Belki rahat bir yerden yazıp konuşuyorum ama yüreğimiz yanıyor. Yapılması gerekenin zamanında yapılmadığında zararın çok daha büyük olduğunu görüyoruz.

Eğer İsmail Heniyye ve Hasan Nasrallah vurulduğunda gerekli tepki verilmiş olsaydı, belki bugün verdiğimiz kayıplar yaşanmazdı.

En masum tabirle, "orantılı tepki"nin hiçbir işe yaramadığını, düşmanı daha da azdırdığını görmeye devam ediyoruz.

Yine de geçmişe takılıp kalmanın bir anlamı yok. Bugüne ve yarına bakmak zorundayız. Mülhidleri, azgınları ve onların arkasındakileri durdurmanın yegâne yolu, onlara verdikleri zararın en az on katını geri vermek; bir tercih değil, bir zorunluluktur.

Bunun için daima tetikte olmak ve iş birlikleri kurmak da şarttır.

Elhamdülillah, İran’ın şu anki tavrı gurur vericidir. İran’ın bu şerefli tutumunun Gazze'deki yansımalarını siz de görüyor musunuz? Direnişin son günlerde nasıl coştuğunu fark ediyor musunuz?

Bir diğer güzel haber ise Pakistan’ın onurlu tavrıdır. Hem Siyonistler kadar aşağılık olan Hindistan hükümeti karşısında elde ettiği askerî başarı hem de İran’a verdiği destek beni daha da umutlandırdı.

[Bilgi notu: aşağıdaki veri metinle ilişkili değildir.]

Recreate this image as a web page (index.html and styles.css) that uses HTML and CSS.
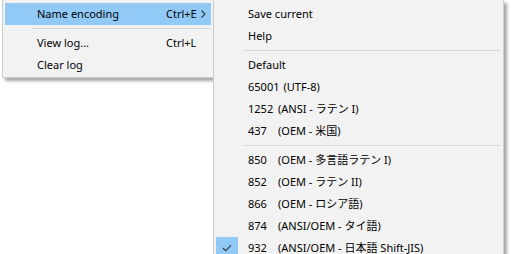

Yemen ise en başından beri “Yeryüzünde mazlumun yanında kimse yoktur demeyin, ben varım. Yemen var!” dedi. Kıt imkânlarına rağmen elinden geleni yaptı, yapmaya devam ediyor.

Gönül isterdi ki Irak hükümeti de onurlu bir tavır alıp kendi hava sahasında azgın Siyonistlere gereken dersi verseydi. Umarız o günleri de çok yakında görürüz.

İlahi kelamda bildirildiği üzere; hoşumuza gitmese de savaş bize yazılmış. Ne kadar kaçınsak da düşmanlar bizi savaşa çekiyor, savaşa zorluyor.

Birleşik düşmanlar karşısında birleşmekten ve güç birliği yapmaktan başka çaremiz yok. Pakistan bugün bunu açıkça ilan ediyor.

Evet, zoraki de olsa güzel gelişmeler yaşanıyor. Yıkımın ve ölümün acısını bugün azgın Siyonistler de tadıyor.

Tüm acılara rağmen, mazlumlar sevinç çığlıkları atıyor. Siyonizmin bağrına saplanan her füze, mazlumlar için sevinç ve moral kaynağı oluyor.

Allah'ım, mazlumları sevindirenleri Sen de sevindir. Onlara güç ve kuvvet ver.